There's no real plot, just the romantic adventures of the students and the ways in which they represent the blurring of national lines in the New Europe. But while the characters are generally likable, it's not enough to sustain the movie, which drags at times and hammers at its theme like seven national anthems playing at once. A polyglot indeed!

-- Ron Weiskind

'Power and Terror: Noam Chomsky and Our Times'

RATING: Not rated; only the ideas will be found objectionable by some.

DIRECTOR: John Junkerman.

We'll get to Chomsky, the liberal social critic, in a moment. First, let's deal with this documentary, which barely qualifies as cinema. It consists entirely of excerpts from his speeches and from a long interview conducted in his office, punctuated with admiring comments from members of the choir to whom he preaches. That would include director John Junkerman, judging from the movie's reverent tone.
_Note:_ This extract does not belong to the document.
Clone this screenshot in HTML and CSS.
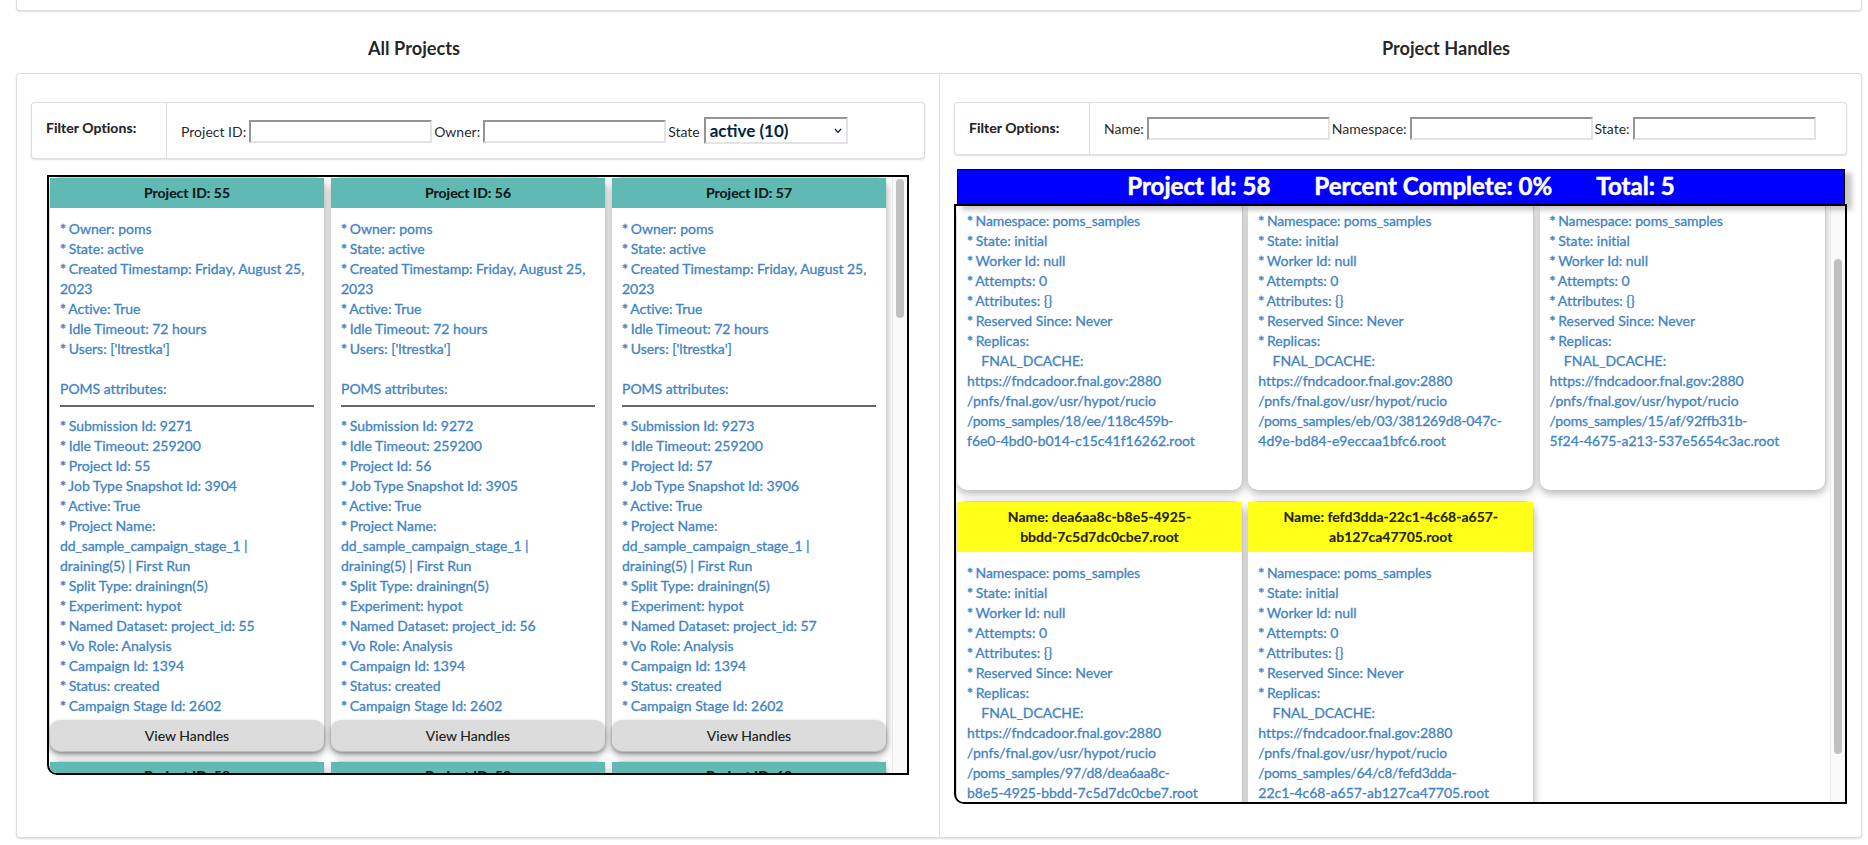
FILE: index.html
```html
<!DOCTYPE html>
<html lang="en">
<head>
<meta charset="utf-8">
<title>Projects</title>
<link rel="stylesheet" href="styles.css">
</head>
<body>
<div class="segment previous"></div>
<div class="titles"><h3>All Projects</h3><h3>Project Handles</h3></div>
<main class="segment main">
  <section class="column">
    <div class="filters filters-projects">
      <strong>Filter Options:</strong>
      <form><label>Project ID:</label><input type="text"><label>Owner:</label><input type="text"><label>State</label><span class="select">active (10)<svg width="8" height="6" viewBox="0 0 8 6"><path d="M1 1l3 3.4L7 1" fill="none" stroke="#001b33" stroke-width="1.2"/></svg></span></form>
    </div>
    <div class="box projects">
      <div class="cards" id="projects"></div>
      <div class="track"><div class="thumb"></div></div>
    </div>
  </section>
  <section class="column">
    <div class="filters filters-handles">
      <strong>Filter Options:</strong>
      <form><label>Name:</label><input type="text"><label>Namespace:</label><input type="text"><label>State:</label><input type="text"></form>
    </div>
    <div class="summary"><span>Project Id: 58</span><span>Percent Complete: 0%</span><span>Total: 5</span></div>
    <div class="box handles">
      <div class="cards" id="handles"></div>
      <div class="track"><div class="thumb"></div></div>
    </div>
  </section>
</main>
<script src="script.js"></script>
</body>
</html>
```
FILE: script.js
```js
const line = (text) => {
  const kind = text.startsWith("/poms") ? " path" : text.includes("_sample") ? " snake" : "";
  return `<div class="line${kind}">${text.replace(/^\* /, '<b class="star">*</b> ')}</div>`;
};
const lines = (items) => items.map(line).join("");

const projects = [[55, 9271, 3904], [56, 9272, 3905], [57, 9273, 3906]];
const upcoming = [58, 59, 60];

document.getElementById("projects").innerHTML =
  projects.map(([id, submission, snapshot]) => `
  <article class="card project">
    <header>Project ID: ${id}</header>
    <div class="body">${lines([
      "* Owner: poms", "* State: active",
      "* Created Timestamp: Friday, August 25, 2023",
      "* Active: True", "* Idle Timeout: 72 hours", "* Users: ['ltrestka']",
      "&nbsp;", "POMS attributes:",
    ])}<hr>${lines([
      `* Submission Id: ${submission}`, "* Idle Timeout: 259200",
      `* Project Id: ${id}`, `* Job Type Snapshot Id: ${snapshot}`,
      "* Active: True", "* Project Name:",
      "dd_sample_campaign_stage_1 |", "draining(5) | First Run",
      "* Split Type: drainingn(5)", "* Experiment: hypot",
      `* Named Dataset: project_id: ${id}`, "* Vo Role: Analysis",
      "* Campaign Id: 1394", "* Status: created", "* Campaign Stage Id: 2602",
      "* Campaign Stage Snapshot Id: 3380",
    ])}</div>
    <button type="button">View Handles</button>
  </article>`).join("") +
  upcoming.map((id) => `
  <article class="card project upcoming"><header>Project ID: ${id}</header></article>`).join("");

const handles = [
  ["", "18/ee/118c459b-", "f6e0-4bd0-b014-c15c41f16262.root"],
  ["", "eb/03/381269d8-047c-", "4d9e-bd84-e9eccaa1bfc6.root"],
  ["", "15/af/92ffb31b-", "5f24-4675-a213-537e5654c3ac.root"],
  ["Name: dea6aa8c-b8e5-4925-<br>bbdd-7c5d7dc0cbe7.root", "97/d8/dea6aa8c-", "b8e5-4925-bbdd-7c5d7dc0cbe7.root"],
  ["Name: fefd3dda-22c1-4c68-a657-<br>ab127ca47705.root", "64/c8/fefd3dda-", "22c1-4c68-a657-ab127ca47705.root"],
];

document.getElementById("handles").innerHTML = handles.map(([name, path, file]) => `
  <article class="card handle${name ? "" : " scrolled"}">
    ${name ? `<header>${name}</header>` : ""}
    <div class="body">${lines([
      "* Namespace: poms_samples", "* State: initial", "* Worker Id: null",
      "* Attempts: 0", "* Attributes: {}", "* Reserved Since: Never", "* Replicas:",
      "&nbsp;&nbsp;&nbsp; FNAL_DCACHE:", "https://fndcadoor.fnal.gov:2880",
      "/pnfs/fnal.gov/usr/hypot/rucio", `/poms_samples/${path}`, file,
    ])}</div>
  </article>`).join("");
```
FILE: styles.css
```css
* { box-sizing: border-box; }
body {
  margin: 0;
  height: 845px;
  overflow: hidden;
  background: #fff;
  color: rgba(0, 0, 0, .87);
  font: 14px/20px Lato, sans-serif;
}
.segment, .filters {
  background: #fff;
  border: 1px solid rgba(34, 36, 38, .15);
  border-radius: 4px;
  box-shadow: 0 1px 2px 0 rgba(34, 36, 38, .15);
}
.segment { margin: 0 6px 0 16px; }
.previous { height: 11px; border-top: 0; border-radius: 0 0 4px 4px; }
.titles { display: flex; height: 62px; padding-top: 26px; }
h3 { margin: 0; width: 828px; font-size: 18.2px; line-height: 23px; text-align: center; }
h3 + h3 { margin-left: 204px; }
.main { display: grid; grid-template-columns: 922px 922px; height: 765px; }
.column { padding: 28px 14px 0; }
.column + .column { border-left: 1px solid rgba(34, 36, 38, .15); }
.filters { display: grid; grid-template-columns: 135px 1fr; }
.filters-projects { height: 57px; width: 894px; }
.filters-handles { height: 53px; width: 893px; }
.filters strong {
  padding: 15px 0 0 14px;
  border-right: 1px solid rgba(34, 36, 38, .15);
  letter-spacing: .06px;
  -webkit-text-stroke: .2px;
}
.filters form { display: flex; align-items: flex-start; padding: 14px 0 0 14px; }
.filters-projects form > * { margin-top: 3px; }
.filters label { line-height: 23px; white-space: nowrap; }
.filters input {
  width: 183px;
  height: 23px;
  margin-left: 3px;
  margin-right: 2px;
  border: 2px solid;
  border-color: #949494 #e3e3e3 #e3e3e3 #949494;
  border-radius: 0;
  padding: 0;
}
.filters-projects form .select {
  display: flex;
  justify-content: space-between;
  align-items: center;
  width: 144px;
  height: 27px;
  margin: 0 0 0 4px;
  padding: 0 4px;
  border: 2px solid;
  border-color: #949494 #e3e3e3 #e3e3e3 #949494;
  color: #00263f;
  font-size: 17px;
  font-weight: bold;
}
.box { display: flex; overflow: hidden; border: 2px solid #000; }
.projects { width: 862px; height: 600px; margin: 16px 0 0 16px; border-radius: 0 0 0 10px; }
.handles { width: 893px; height: 600px; border-radius: 0 0 0 10px; }
.cards { flex: none; display: grid; align-content: start; padding-left: 1px; }
.projects .cards { grid-template-columns: repeat(3, 275px); column-gap: 6px; row-gap: 9px; width: 843px; }
.handles .cards { grid-template-columns: repeat(3, 286px); column-gap: 5.3px; row-gap: 11px; width: 874px; }
.card {
  border: 1px solid #d0d0d0;
  border-width: 1px 1px 0 0;
  border-radius: 10px;
  background: #fff;
  box-shadow: 0 4px 8px 0 rgba(0, 0, 0, .2), 0 2px 8px 0 rgba(0, 0, 0, .12);
}
.card header { text-align: center; font-weight: bold; -webkit-text-stroke: .2px; }
.project { height: 575px; }
.project header { height: 30px; padding-top: 5px; background: #61b9b4; }
.upcoming header { padding-top: 4px; }
.body { padding: 11px 10px 0 10px; color: #4183c4; -webkit-text-stroke: .3px; }
.project .body { height: 512px; overflow: hidden; }
.line { letter-spacing: -.02px; }
.line.snake { letter-spacing: -.12px; }
.line.path { letter-spacing: -.22px; }
.star { letter-spacing: -.8px; }
.body hr { margin: 6px 0 9px; border: 0; border-top: 2px solid #666; }
.project button {
  display: block;
  width: 100%;
  height: 31px;
  border: 0;
  border-radius: 10px;
  background: #dcdcdc;
  box-shadow: 0 2px 4px rgba(0, 0, 0, .35);
  font: inherit;
  color: rgba(0, 0, 0, .87);
  -webkit-text-stroke: .2px;
}
.handle { height: 360px; }
.handle.scrolled { height: 284px; border-top: 0; border-radius: 0 0 10px 10px; }
.handle.scrolled .body { padding-top: 5px; }
.handle header { height: 50px; padding-top: 5px; background: #ffff17; }
.track { flex: 1; border-left: 1px solid #e8e8e8; background: #fafafa; padding-left: 3px; }
.thumb { width: 8px; border-radius: 4px; background: #c1c1c1; }
.projects .thumb { height: 139px; margin-top: 2px; }
.handles .thumb { height: 495px; margin-top: 53px; }
.summary {
  position: relative;
  display: flex;
  justify-content: center;
  gap: 44px;
  width: 888px;
  height: 35px;
  margin: 14px 0 0 3px;
  border: 1px solid #000;
  border-bottom: 0;
  background: #00f;
  color: #fff;
  font-size: 24.1px;
  font-weight: bold;
  line-height: 32px;
  -webkit-text-stroke: .5px;
  box-shadow: 6px 5px 5px 1px rgba(0, 0, 0, .22);
}
```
Chomsky himself remains maddening as ever, an inveterately soft-spoken man with incendiary opinions about American foreign policy that are almost invariably critical. Much of what he says sounds reasonable but leads to conclusions many will find unreasonable. He puts two and two together but insists it adds up to something other than four.

He says there can be no war on terror that is led by the world's foremost terrorist state (that would be us, in his view). He says the only thing different about 9/11 is the nationality of the victims. He admits other countries do horrible things but says only self-recrimination has any value. He calls for the people to rise up against those in power, without explaining how he would fill the vacuum.

All but the most worshipful can find a more full-bodied and cinematically valid portrait of Chomsky in the 1993 documentary "Manufacturing Consent." The only thing "Power and Terror" manufactures is talking heads.